**Data lines**
+ + + +

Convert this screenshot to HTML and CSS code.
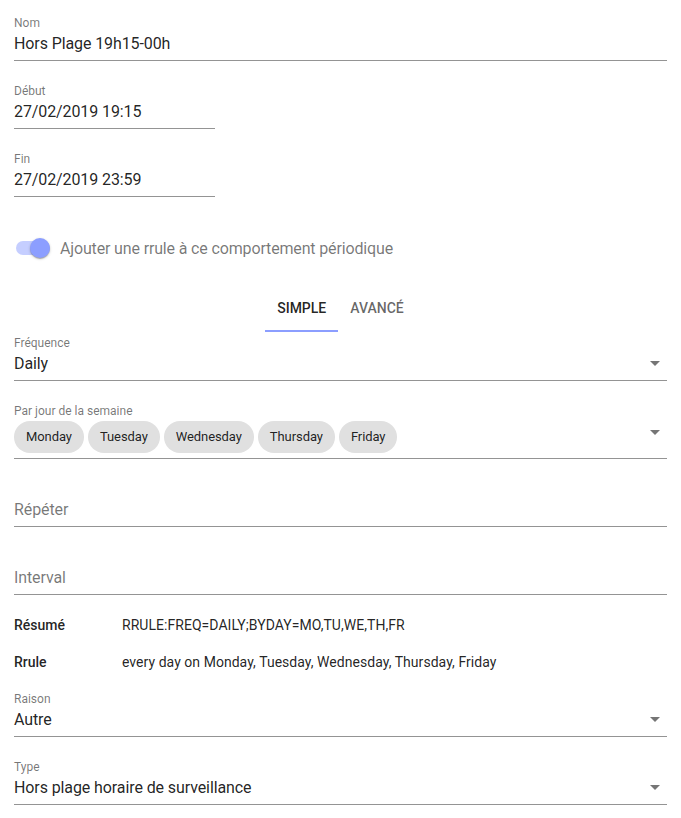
FILE: index.html
```html
<!DOCTYPE html>
<html lang="fr">
<head>
<meta charset="utf-8">
<link rel="stylesheet" href="styles.css">
</head>
<body>
<div class="page">
  <div class="field">
    <div class="label">Nom</div>
    <div class="control">Hors Plage 19h15-00h</div>
  </div>
  <div class="field short">
    <div class="label">Début</div>
    <div class="control">27/02/2019 19:15</div>
  </div>
  <div class="field short">
    <div class="label">Fin</div>
    <div class="control">27/02/2019 23:59</div>
  </div>

  <div class="switch-row">
    <span class="switch"><span class="track"></span><span class="thumb"></span></span>
    <span class="switch-label">Ajouter une rrule à ce comportement périodique</span>
  </div>

  <div class="tabs">
    <div class="tab active">Simple</div>
    <div class="tab">Avancé</div>
  </div>

  <div class="field">
    <div class="label">Fréquence</div>
    <div class="control select"><span class="value">Daily</span><svg class="arrow" viewBox="0 0 24 24" width="24" height="24"><path d="M7 10l5 5 5-5z"/></svg></div>
  </div>

  <div class="field">
    <div class="label">Par jour de la semaine</div>
    <div class="control chips-control">
      <div class="chips">
        <span class="chip">Monday</span>
        <span class="chip">Tuesday</span>
        <span class="chip">Wednesday</span>
        <span class="chip">Thursday</span>
        <span class="chip">Friday</span>
      </div>
      <svg class="arrow top" viewBox="0 0 24 24" width="24" height="24"><path d="M7 10l5 5 5-5z"/></svg>
    </div>
  </div>

  <div class="field">
    <div class="label"></div>
    <div class="control placeholder">Répéter</div>
  </div>
  <div class="field">
    <div class="label"></div>
    <div class="control placeholder">Interval</div>
  </div>

  <div class="summary">
    <div class="summary-row"><span class="key">Résumé</span><span class="val">RRULE:FREQ=DAILY;BYDAY=MO,TU,WE,TH,FR</span></div>
    <div class="summary-row"><span class="key">Rrule</span><span class="val">every day on Monday, Tuesday, Wednesday, Thursday, Friday</span></div>
  </div>

  <div class="field">
    <div class="label">Raison</div>
    <div class="control select"><span class="value">Autre</span><svg class="arrow" viewBox="0 0 24 24" width="24" height="24"><path d="M7 10l5 5 5-5z"/></svg></div>
  </div>
  <div class="field">
    <div class="label">Type</div>
    <div class="control select"><span class="value">Hors plage horaire de surveillance</span><svg class="arrow" viewBox="0 0 24 24" width="24" height="24"><path d="M7 10l5 5 5-5z"/></svg></div>
  </div>
</div>
</body>
</html>
```

FILE: styles.css
```css
html, body {
  margin: 0;
  padding: 0;
  background: #ffffff;
}
body {
  font-family: Roboto, "Liberation Sans", sans-serif;
  color: rgba(0, 0, 0, 0.87);
}
.page {
  padding: 16px 14px 0 14px;
  display: flex;
  flex-direction: column;
  align-items: stretch;
}
.field {
  margin-bottom: 23px;
}
.field.short {
  width: 201px;
}
.label {
  font-size: 12px;
  line-height: 14px;
  height: 14px;
  color: rgba(0, 0, 0, 0.54);
}
.control {
  font-size: 16px;
  line-height: 19px;
  letter-spacing: -0.1px;
  padding: 4px 0 7px 0;
  border-bottom: 1px solid rgba(0, 0, 0, 0.42);
  color: rgba(0, 0, 0, 0.87);
}
.control.placeholder {
  color: rgba(0, 0, 0, 0.54);
}
.control.select {
  display: flex;
  align-items: center;
  justify-content: space-between;
}
.arrow {
  fill: rgba(0, 0, 0, 0.54);
  flex: none;
  margin: -3px 0 -2px 0;
}
.chips-control {
  display: flex;
  justify-content: space-between;
  align-items: flex-start;
  padding: 3px 0 5px 0;
}
.chips {
  display: flex;
  gap: 4px;
}
.chip {
  height: 32px;
  line-height: 32px;
  border-radius: 16px;
  background: #e0e0e0;
  padding: 0 12px;
  font-size: 13px;
  letter-spacing: -0.08px;
  color: rgba(0, 0, 0, 0.87);
}
.arrow.top {
  margin: -1px 0 0 0;
}
.switch-row {
  height: 56px;
  display: flex;
  align-items: center;
}
.switch {
  position: relative;
  width: 46px;
  height: 20px;
  flex: none;
}
.track {
  position: absolute;
  left: 2px;
  top: 3px;
  width: 34px;
  height: 14px;
  border-radius: 7px;
  background: #8c9eff;
  opacity: 0.5;
}
.thumb {
  position: absolute;
  left: 16px;
  top: 0;
  width: 20px;
  height: 20px;
  border-radius: 50%;
  background: #8c9eff;
  box-shadow: 0 1px 3px 0 rgba(0,0,0,0.2), 0 1px 1px 0 rgba(0,0,0,0.14), 0 2px 1px -1px rgba(0,0,0,0.12);
}
.switch-label {
  font-size: 16px;
  letter-spacing: -0.15px;
  color: rgba(0, 0, 0, 0.54);
}
.tabs {
  margin-top: 8px;
  margin-bottom: 4px;
  display: flex;
  justify-content: center;
  height: 48px;
}
.tab {
  padding: 2px 12px 0 12px;
  height: 48px;
  box-sizing: border-box;
  display: flex;
  align-items: center;
  font-size: 14px;
  font-weight: 500;
  text-transform: uppercase;
  color: rgba(0, 0, 0, 0.6);
  border-bottom: 2px solid transparent;
}
.tab.active {
  color: rgba(0, 0, 0, 0.87);
  border-bottom-color: #8c9eff;
}
.summary {
  margin-top: -12px;
  margin-bottom: 12px;
}
.summary-row {
  height: 37px;
  display: flex;
  align-items: center;
  font-size: 14px;
}
.key {
  width: 108px;
  font-weight: 500;
  flex: none;
}
.val {
  letter-spacing: 0.04px;
  color: rgba(0, 0, 0, 0.87);
}
```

+ + + +

**Short exercise**
Please transcribe the material above exactly as written. Leave the pictures out.

**Answer to this problem**
Convert this screenshot to HTML and CSS code.
FILE: index.html
```html
<!DOCTYPE html>
<html lang="fr">
<head>
<meta charset="utf-8">
<link rel="stylesheet" href="styles.css">
</head>
<body>
<div class="page">
  <div class="field">
    <div class="label">Nom</div>
    <div class="control">Hors Plage 19h15-00h</div>
  </div>
  <div class="field short">
    <div class="label">Début</div>
    <div class="control">27/02/2019 19:15</div>
  </div>
  <div class="field short">
    <div class="label">Fin</div>
    <div class="control">27/02/2019 23:59</div>
  </div>

  <div class="switch-row">
    <span class="switch"><span class="track"></span><span class="thumb"></span></span>
    <span class="switch-label">Ajouter une rrule à ce comportement périodique</span>
  </div>

  <div class="tabs">
    <div class="tab active">Simple</div>
    <div class="tab">Avancé</div>
  </div>

  <div class="field">
    <div class="label">Fréquence</div>
    <div class="control select"><span class="value">Daily</span><svg class="arrow" viewBox="0 0 24 24" width="24" height="24"><path d="M7 10l5 5 5-5z"/></svg></div>
  </div>

  <div class="field">
    <div class="label">Par jour de la semaine</div>
    <div class="control chips-control">
      <div class="chips">
        <span class="chip">Monday</span>
        <span class="chip">Tuesday</span>
        <span class="chip">Wednesday</span>
        <span class="chip">Thursday</span>
        <span class="chip">Friday</span>
      </div>
      <svg class="arrow top" viewBox="0 0 24 24" width="24" height="24"><path d="M7 10l5 5 5-5z"/></svg>
    </div>
  </div>

  <div class="field">
    <div class="label"></div>
    <div class="control placeholder">Répéter</div>
  </div>
  <div class="field">
    <div class="label"></div>
    <div class="control placeholder">Interval</div>
  </div>

  <div class="summary">
    <div class="summary-row"><span class="key">Résumé</span><span class="val">RRULE:FREQ=DAILY;BYDAY=MO,TU,WE,TH,FR</span></div>
    <div class="summary-row"><span class="key">Rrule</span><span class="val">every day on Monday, Tuesday, Wednesday, Thursday, Friday</span></div>
  </div>

  <div class="field">
    <div class="label">Raison</div>
    <div class="control select"><span class="value">Autre</span><svg class="arrow" viewBox="0 0 24 24" width="24" height="24"><path d="M7 10l5 5 5-5z"/></svg></div>
  </div>
  <div class="field">
    <div class="label">Type</div>
    <div class="control select"><span class="value">Hors plage horaire de surveillance</span><svg class="arrow" viewBox="0 0 24 24" width="24" height="24"><path d="M7 10l5 5 5-5z"/></svg></div>
  </div>
</div>
</body>
</html>
```

FILE: styles.css
```css
html, body {
  margin: 0;
  padding: 0;
  background: #ffffff;
}
body {
  font-family: Roboto, "Liberation Sans", sans-serif;
  color: rgba(0, 0, 0, 0.87);
}
.page {
  padding: 16px 14px 0 14px;
  display: flex;
  flex-direction: column;
  align-items: stretch;
}
.field {
  margin-bottom: 23px;
}
.field.short {
  width: 201px;
}
.label {
  font-size: 12px;
  line-height: 14px;
  height: 14px;
  color: rgba(0, 0, 0, 0.54);
}
.control {
  font-size: 16px;
  line-height: 19px;
  letter-spacing: -0.1px;
  padding: 4px 0 7px 0;
  border-bottom: 1px solid rgba(0, 0, 0, 0.42);
  color: rgba(0, 0, 0, 0.87);
}
.control.placeholder {
  color: rgba(0, 0, 0, 0.54);
}
.control.select {
  display: flex;
  align-items: center;
  justify-content: space-between;
}
.arrow {
  fill: rgba(0, 0, 0, 0.54);
  flex: none;
  margin: -3px 0 -2px 0;
}
.chips-control {
  display: flex;
  justify-content: space-between;
  align-items: flex-start;
  padding: 3px 0 5px 0;
}
.chips {
  display: flex;
  gap: 4px;
}
.chip {
  height: 32px;
  line-height: 32px;
  border-radius: 16px;
  background: #e0e0e0;
  padding: 0 12px;
  font-size: 13px;
  letter-spacing: -0.08px;
  color: rgba(0, 0, 0, 0.87);
}
.arrow.top {
  margin: -1px 0 0 0;
}
.switch-row {
  height: 56px;
  display: flex;
  align-items: center;
}
.switch {
  position: relative;
  width: 46px;
  height: 20px;
  flex: none;
}
.track {
  position: absolute;
  left: 2px;
  top: 3px;
  width: 34px;
  height: 14px;
  border-radius: 7px;
  background: #8c9eff;
  opacity: 0.5;
}
.thumb {
  position: absolute;
  left: 16px;
  top: 0;
  width: 20px;
  height: 20px;
  border-radius: 50%;
  background: #8c9eff;
  box-shadow: 0 1px 3px 0 rgba(0,0,0,0.2), 0 1px 1px 0 rgba(0,0,0,0.14), 0 2px 1px -1px rgba(0,0,0,0.12);
}
.switch-label {
  font-size: 16px;
  letter-spacing: -0.15px;
  color: rgba(0, 0, 0, 0.54);
}
.tabs {
  margin-top: 8px;
  margin-bottom: 4px;
  display: flex;
  justify-content: center;
  height: 48px;
}
.tab {
  padding: 2px 12px 0 12px;
  height: 48px;
  box-sizing: border-box;
  display: flex;
  align-items: center;
  font-size: 14px;
  font-weight: 500;
  text-transform: uppercase;
  color: rgba(0, 0, 0, 0.6);
  border-bottom: 2px solid transparent;
}
.tab.active {
  color: rgba(0, 0, 0, 0.87);
  border-bottom-color: #8c9eff;
}
.summary {
  margin-top: -12px;
  margin-bottom: 12px;
}
.summary-row {
  height: 37px;
  display: flex;
  align-items: center;
  font-size: 14px;
}
.key {
  width: 108px;
  font-weight: 500;
  flex: none;
}
.val {
  letter-spacing: 0.04px;
  color: rgba(0, 0, 0, 0.87);
}
```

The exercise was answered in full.